Pocas veces me encontraba a solas con Ramírez, pero fue en una de ellas que aprovechó para indagar, bueno y qué te parecen ahora Matías y Patricia. Dije que estupendos, había sido una suerte conocerlos, aquí somos tan pocos los del
quartier latin
, y como la pregunta estaba en el aire decidí ganarle de mano, acaso te siguen pareciendo extraños, sí con la cabeza y yo como un idiota, parecen felices ¿no?, extrañamente felices, complementó Ramírez, esta vez sin envidia y con preocupación, y pasó a explicarse. Se llevan magníficamente, se quieren, quién podría dudarlo, se ayudan, se complementan, se animan mutuamente, son algo así como un paradigma de la pareja humana, y sin embargo. Y aquí soltó prenda, vos has visto que alguna vez intercambien alguna mirada de amor, digo de amor físico, eh, has visto que se estrechen, se acaricien, se tomen las manos, se rocen las mejillas, como los demás, eh. Bueno, hay gente, dije, que no tienen el hábito de exhibir en público sus sentimientos, y al decirlo supe que estaba profanando algo, y además me sentí el portavoz oficial del
Reader's Digest
y de la Organización de Padres Demócratas, así que rápidamente pregunté a qué lo atribuís.

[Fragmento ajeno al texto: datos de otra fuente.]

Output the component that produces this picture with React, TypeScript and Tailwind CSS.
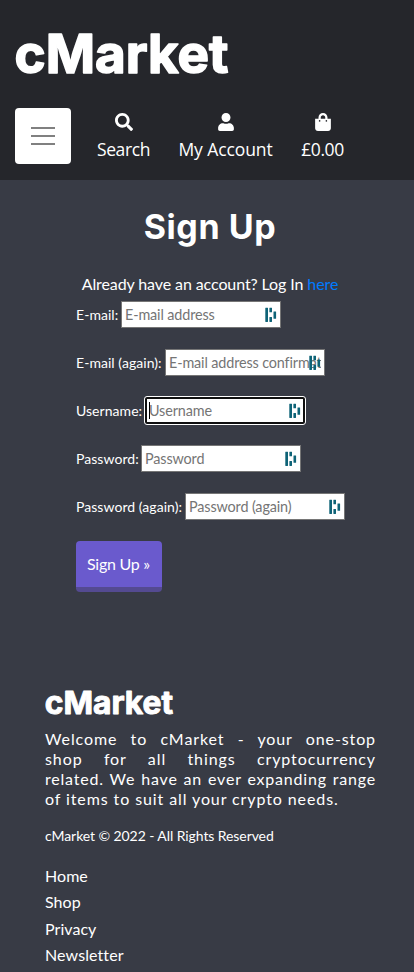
import { FaSearch, FaUser, FaShoppingBag } from "react-icons/fa";

type FieldProps = {
  label: string;
  labelWidth: string;
  placeholder: string;
  type?: string;
  focused?: boolean;
};

function VaultIcon() {
  return (
    <svg
      className="pointer-events-none absolute right-[4px] top-[6px]"
      width="12"
      height="16"
      viewBox="0 0 12 16"
      fill="#0e6377"
    >
      <rect x="0.3" y="0.7" width="2.7" height="14.3" rx="0.4" />
      <rect x="4.4" y="0.7" width="2.6" height="4.6" rx="0.4" />
      <rect x="4.4" y="9.9" width="2.6" height="5.1" rx="0.4" />
      <rect x="8.5" y="4.4" width="2.6" height="7.4" rx="0.4" />
    </svg>
  );
}

function Logo({ className }: { className: string }) {
  return (
    <svg className={className} viewBox="0 0 220 70" role="img" aria-label="cMarket">
      <text
        x="-0.5"
        y="53"
        textLength="214"
        lengthAdjust="spacingAndGlyphs"
        className="font-[Inter,sans-serif] text-[53px] font-bold"
        fill="#fff"
        stroke="#fff"
        strokeWidth="1.6"
        strokeLinejoin="round"
      >
        cMarket
      </text>
    </svg>
  );
}

function Field({ label, labelWidth, placeholder, type = "text", focused }: FieldProps) {
  return (
    <div className="flex h-[27px] items-center">
      <label className={`${labelWidth} shrink-0 whitespace-nowrap text-[14px] leading-[27px] tracking-[0.05px]`}>
        {label}
      </label>
      <div className="relative h-[27px] w-[160px] shrink-0">
        <input
          type={type}
          placeholder={placeholder}
          className={
            focused
              ? "block h-[27px] w-[160px] rounded-[2px] border-2 border-[#101010] bg-white px-[2px] text-[14.4px] tracking-[-0.13px] text-black outline-1 outline-white placeholder:text-[#757575]"
              : "block h-[27px] w-[160px] border border-[#767676] bg-white px-[3px] text-[14.4px] tracking-[-0.13px] text-black placeholder:text-[#757575]"
          }
        />
        {focused && <span className="absolute left-[4px] top-[5px] h-[17px] w-px bg-black" />}
        <VaultIcon />
      </div>
    </div>
  );
}

export default function App() {
  return (
    <div className="h-[972px] w-[414px] overflow-hidden bg-[#383b45] font-[Lato,sans-serif] text-white">
      <header className="h-[180px] bg-[#25262b] pl-[15px]">
        <div className="h-[108px] pt-[20px]">
          <Logo className="block h-[70px] w-[220px]" />
        </div>
        <div className="flex font-['Open_Sans',sans-serif]">
          <button className="flex h-[56px] w-[56px] flex-col items-center justify-center gap-[6px] rounded-[4px] bg-white">
            <span className="h-[2px] w-[24px] bg-[#808080]" />
            <span className="h-[2px] w-[24px] bg-[#808080]" />
            <span className="h-[2px] w-[24px] bg-[#808080]" />
          </button>
          <a className="ml-[26px] flex w-[53px] flex-col items-center pt-[5px]">
            <FaSearch size={18} />
            <span className="mt-[6px] whitespace-nowrap text-[17.5px] leading-[24px] tracking-[-0.4px]">Search</span>
          </a>
          <a className="ml-[28px] flex w-[95px] flex-col items-center pt-[5px]">
            <FaUser size={18} />
            <span className="mt-[6px] whitespace-nowrap text-[17.5px] leading-[24px] tracking-[-0.1px]">
              My Account
            </span>
          </a>
          <a className="ml-[28px] flex w-[43px] flex-col items-center pt-[5px]">
            <FaShoppingBag size={18} />
            <span className="mt-[6px] whitespace-nowrap text-[17.5px] leading-[24px] tracking-[-0.4px]">£0.00</span>
          </a>
        </div>
      </header>

      <main className="h-[505px]">
        <h1 className="pl-[6px] pt-[25px] text-center font-[Inter,sans-serif] text-[34px] font-bold leading-[44px] tracking-[0.6px]">
          Sign Up
        </h1>
        <p className="pl-[6px] pt-[23px] text-center text-[16px] leading-[24px] tracking-[-0.1px]">
          Already have an account? Log In <a className="text-[#007bff]">here</a>
        </p>
        <form className="flex flex-col gap-[21px] pl-[76px] pt-[5px]">
          <Field label="E-mail:" labelWidth="w-[45px]" placeholder="E-mail address" />
          <Field label="E-mail (again):" labelWidth="w-[89px]" placeholder="E-mail address confirmation" />
          <Field label="Username:" labelWidth="w-[69px]" placeholder="Username" focused />
          <Field label="Password:" labelWidth="w-[65px]" placeholder="Password" type="password" />
          <Field label="Password (again):" labelWidth="w-[109px]" placeholder="Password (again)" type="password" />
          <button
            type="button"
            className="h-[51px] w-[86px] rounded-[4px] border-b-[5px] border-[#544a91] bg-[#6a5acd] pr-[1px] text-[16px] tracking-[-0.25px]"
          >
            Sign Up »
          </button>
        </form>
      </main>

      <footer className="pl-[45px]">
        <div className="h-[47px]">
          <Logo className="-mt-[3px] block h-[42px] w-[132px]" />
        </div>
        <p className="w-[331px] whitespace-nowrap text-[16px] leading-[20px] tracking-[0.9px]">
          <span className="block [text-align-last:justify]">Welcome to cMarket - your one-stop </span>
          <span className="block [text-align-last:justify]">shop for all things cryptocurrency </span>
          <span className="block tracking-[0.8px] [text-align-last:justify]">related. We have an ever expanding range </span>
          <span className="block">of items to suit all your crypto needs.</span>
        </p>
        <p className="mt-[16px] text-[14px] leading-[21px] tracking-[-0.08px]">cMarket © 2022 - All Rights Reserved</p>
        <nav className="mt-[17px] flex flex-col text-[16px] leading-[26.3px] tracking-[0.05px]">
          <a>Home</a>
          <a>Shop</a>
          <a>Privacy</a>
          <a className="tracking-[0.1px]">Newsletter</a>
        </nav>
      </footer>
    </div>
  );
}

No sé, dijo el marplatense, sólo sé que hay algo raro, pero entendeme, estoy seguro de que son dos tipos estupendos, sobre esto no tengo dudas, pero a veces, en algunas pausas, cuando estamos todos juntos y los ocho guardamos silencio, me parece que rozamos una explicación secreta, y esa explicación que nunca llega y que en realidad no sé en qué consiste, me deja con un nudo en la garganta, ya sé lo que pensás, soy un tarado. Por fin pude decirle que personalmente no había efectuado sus mismas observaciones, pero que siempre me habían llamado la atención los ojos de Matías y de Patricia, eran felices, estaban contentos de estar juntos y también, aunque en menor grado, de haberse hecho amigos de todos nosotros, y sin embargo sus ojos tenían una congoja inevitable y seguía siendo congoja hasta cuando reían.